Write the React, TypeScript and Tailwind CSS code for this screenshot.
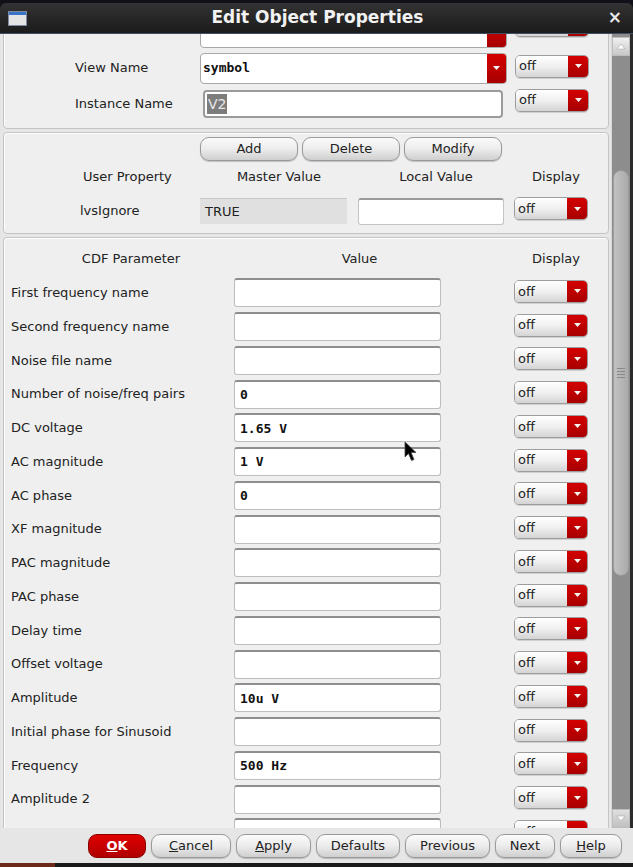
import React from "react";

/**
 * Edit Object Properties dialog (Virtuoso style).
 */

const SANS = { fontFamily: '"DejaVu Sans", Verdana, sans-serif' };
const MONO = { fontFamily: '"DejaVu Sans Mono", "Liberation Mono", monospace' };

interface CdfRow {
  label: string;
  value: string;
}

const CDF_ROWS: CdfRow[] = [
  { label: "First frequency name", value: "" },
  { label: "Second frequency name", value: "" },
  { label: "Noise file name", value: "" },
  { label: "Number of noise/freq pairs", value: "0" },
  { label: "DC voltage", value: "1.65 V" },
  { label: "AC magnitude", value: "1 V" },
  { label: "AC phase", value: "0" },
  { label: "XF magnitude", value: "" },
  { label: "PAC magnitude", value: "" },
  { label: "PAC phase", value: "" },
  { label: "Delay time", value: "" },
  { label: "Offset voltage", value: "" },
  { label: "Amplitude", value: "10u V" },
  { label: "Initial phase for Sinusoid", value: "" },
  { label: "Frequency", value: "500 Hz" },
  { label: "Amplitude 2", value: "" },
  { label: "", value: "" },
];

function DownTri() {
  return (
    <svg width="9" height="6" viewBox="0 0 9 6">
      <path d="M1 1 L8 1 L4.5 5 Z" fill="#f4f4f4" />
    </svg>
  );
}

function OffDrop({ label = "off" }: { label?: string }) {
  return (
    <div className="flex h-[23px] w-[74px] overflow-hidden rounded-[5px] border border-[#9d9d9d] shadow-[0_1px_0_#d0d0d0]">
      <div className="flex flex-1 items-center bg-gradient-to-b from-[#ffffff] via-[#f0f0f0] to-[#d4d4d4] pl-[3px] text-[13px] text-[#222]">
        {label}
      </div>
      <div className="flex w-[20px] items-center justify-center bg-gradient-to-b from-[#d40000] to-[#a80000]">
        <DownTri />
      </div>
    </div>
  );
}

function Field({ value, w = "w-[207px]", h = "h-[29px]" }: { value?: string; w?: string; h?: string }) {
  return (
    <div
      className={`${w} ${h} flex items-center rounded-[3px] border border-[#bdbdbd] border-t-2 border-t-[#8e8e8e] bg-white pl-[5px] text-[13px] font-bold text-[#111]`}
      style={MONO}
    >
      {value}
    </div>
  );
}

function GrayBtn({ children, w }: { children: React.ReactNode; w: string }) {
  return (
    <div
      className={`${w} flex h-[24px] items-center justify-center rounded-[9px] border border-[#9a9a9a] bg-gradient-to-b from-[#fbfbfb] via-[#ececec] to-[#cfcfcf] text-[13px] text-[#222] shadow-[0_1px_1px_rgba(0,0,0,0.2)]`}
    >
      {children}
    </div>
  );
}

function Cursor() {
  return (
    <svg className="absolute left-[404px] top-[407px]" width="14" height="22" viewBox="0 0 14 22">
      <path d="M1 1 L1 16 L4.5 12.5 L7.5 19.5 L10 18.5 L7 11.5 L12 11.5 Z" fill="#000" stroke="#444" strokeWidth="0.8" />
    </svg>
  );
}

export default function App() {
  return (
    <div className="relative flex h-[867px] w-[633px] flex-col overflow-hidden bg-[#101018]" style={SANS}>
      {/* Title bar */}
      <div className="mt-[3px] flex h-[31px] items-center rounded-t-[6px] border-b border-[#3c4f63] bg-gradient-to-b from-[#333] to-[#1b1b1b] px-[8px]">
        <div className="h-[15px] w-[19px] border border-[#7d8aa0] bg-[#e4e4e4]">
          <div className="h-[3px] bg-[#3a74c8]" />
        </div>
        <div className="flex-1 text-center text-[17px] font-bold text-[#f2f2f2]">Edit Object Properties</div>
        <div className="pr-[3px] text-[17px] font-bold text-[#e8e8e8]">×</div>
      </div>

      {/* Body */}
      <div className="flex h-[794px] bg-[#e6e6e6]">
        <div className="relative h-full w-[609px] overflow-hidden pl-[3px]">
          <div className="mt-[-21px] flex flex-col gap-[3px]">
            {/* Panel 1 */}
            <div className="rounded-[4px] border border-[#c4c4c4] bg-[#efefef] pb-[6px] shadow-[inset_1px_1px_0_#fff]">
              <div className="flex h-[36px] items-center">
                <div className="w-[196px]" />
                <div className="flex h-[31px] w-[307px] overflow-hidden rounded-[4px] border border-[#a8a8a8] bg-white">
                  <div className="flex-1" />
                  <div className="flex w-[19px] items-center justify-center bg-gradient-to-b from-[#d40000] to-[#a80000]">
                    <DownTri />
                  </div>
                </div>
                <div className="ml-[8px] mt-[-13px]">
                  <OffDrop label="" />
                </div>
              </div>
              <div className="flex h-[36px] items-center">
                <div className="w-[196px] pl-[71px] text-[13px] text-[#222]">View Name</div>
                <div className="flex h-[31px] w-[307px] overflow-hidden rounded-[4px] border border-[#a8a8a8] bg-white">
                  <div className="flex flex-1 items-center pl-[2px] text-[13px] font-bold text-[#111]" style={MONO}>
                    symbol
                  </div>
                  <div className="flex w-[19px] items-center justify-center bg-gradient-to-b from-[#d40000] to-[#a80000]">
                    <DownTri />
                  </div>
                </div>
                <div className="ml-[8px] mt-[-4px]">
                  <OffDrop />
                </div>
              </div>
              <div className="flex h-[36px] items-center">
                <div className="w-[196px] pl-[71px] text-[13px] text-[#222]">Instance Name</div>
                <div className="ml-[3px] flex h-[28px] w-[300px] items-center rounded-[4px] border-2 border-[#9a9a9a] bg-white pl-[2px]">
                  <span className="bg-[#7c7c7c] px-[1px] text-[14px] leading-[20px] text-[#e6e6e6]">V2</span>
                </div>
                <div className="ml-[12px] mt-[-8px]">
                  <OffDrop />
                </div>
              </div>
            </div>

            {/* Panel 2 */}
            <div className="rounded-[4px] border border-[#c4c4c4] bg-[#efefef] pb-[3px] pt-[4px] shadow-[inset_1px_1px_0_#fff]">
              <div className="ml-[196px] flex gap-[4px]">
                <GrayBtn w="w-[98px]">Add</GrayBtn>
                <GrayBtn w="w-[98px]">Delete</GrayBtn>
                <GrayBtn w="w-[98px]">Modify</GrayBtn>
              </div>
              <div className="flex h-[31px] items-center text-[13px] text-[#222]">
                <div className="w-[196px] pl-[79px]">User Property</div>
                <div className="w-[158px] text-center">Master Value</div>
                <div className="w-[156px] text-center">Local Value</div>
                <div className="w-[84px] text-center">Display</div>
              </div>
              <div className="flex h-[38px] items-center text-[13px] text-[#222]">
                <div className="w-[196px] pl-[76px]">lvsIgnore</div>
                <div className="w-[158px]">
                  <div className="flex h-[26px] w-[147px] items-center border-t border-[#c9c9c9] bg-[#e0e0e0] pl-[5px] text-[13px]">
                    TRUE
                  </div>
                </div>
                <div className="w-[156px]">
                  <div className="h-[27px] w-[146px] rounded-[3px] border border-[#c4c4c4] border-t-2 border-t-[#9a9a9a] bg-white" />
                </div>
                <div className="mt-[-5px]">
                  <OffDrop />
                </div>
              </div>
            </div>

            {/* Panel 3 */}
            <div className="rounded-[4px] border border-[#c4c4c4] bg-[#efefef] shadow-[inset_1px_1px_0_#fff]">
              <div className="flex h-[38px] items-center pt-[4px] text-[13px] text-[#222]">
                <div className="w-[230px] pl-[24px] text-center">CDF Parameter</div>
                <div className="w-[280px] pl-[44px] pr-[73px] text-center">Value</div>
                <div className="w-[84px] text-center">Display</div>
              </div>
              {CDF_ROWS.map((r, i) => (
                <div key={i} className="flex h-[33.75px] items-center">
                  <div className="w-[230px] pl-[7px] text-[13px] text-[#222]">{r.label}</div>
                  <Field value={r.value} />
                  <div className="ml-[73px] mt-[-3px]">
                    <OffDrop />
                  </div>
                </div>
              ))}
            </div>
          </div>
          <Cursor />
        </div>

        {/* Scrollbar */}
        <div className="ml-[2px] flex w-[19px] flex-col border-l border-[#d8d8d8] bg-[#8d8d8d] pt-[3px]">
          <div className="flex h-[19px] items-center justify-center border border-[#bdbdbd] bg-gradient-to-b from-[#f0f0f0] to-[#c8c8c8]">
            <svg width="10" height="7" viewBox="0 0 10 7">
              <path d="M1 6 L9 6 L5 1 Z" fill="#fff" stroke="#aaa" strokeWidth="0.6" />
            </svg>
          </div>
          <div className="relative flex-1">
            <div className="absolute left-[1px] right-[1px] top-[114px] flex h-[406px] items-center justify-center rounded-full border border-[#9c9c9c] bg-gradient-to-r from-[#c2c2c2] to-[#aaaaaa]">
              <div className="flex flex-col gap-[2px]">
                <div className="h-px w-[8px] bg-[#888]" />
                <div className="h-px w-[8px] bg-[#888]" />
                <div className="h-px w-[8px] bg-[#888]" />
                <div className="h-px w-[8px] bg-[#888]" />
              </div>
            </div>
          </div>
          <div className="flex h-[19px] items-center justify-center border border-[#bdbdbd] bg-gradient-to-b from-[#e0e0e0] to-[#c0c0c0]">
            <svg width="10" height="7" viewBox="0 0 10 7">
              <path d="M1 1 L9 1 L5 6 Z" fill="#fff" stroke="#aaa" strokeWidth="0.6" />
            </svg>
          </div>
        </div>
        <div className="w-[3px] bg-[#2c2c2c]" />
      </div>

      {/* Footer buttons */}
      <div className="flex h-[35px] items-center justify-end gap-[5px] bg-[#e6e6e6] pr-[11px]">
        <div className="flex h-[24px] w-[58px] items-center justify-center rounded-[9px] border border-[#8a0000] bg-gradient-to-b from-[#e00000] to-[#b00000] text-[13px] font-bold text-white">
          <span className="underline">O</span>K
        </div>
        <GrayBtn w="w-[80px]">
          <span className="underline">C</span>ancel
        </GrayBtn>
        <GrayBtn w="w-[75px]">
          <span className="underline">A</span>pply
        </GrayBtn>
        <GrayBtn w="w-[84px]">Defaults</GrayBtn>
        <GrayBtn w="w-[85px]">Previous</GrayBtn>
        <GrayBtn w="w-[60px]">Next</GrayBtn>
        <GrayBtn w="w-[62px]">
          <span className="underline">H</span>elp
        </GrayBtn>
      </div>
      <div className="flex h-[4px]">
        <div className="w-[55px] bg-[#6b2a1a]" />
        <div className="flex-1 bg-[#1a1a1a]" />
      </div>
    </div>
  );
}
==========
» **Aim of the exercise**
Identify and copy lines that hold the string "React".

» **Completed exercise**
Write the React, TypeScript and Tailwind CSS code for this screenshot.
import React from "react";
function GrayBtn({ children, w }: { children: React.ReactNode; w: string }) {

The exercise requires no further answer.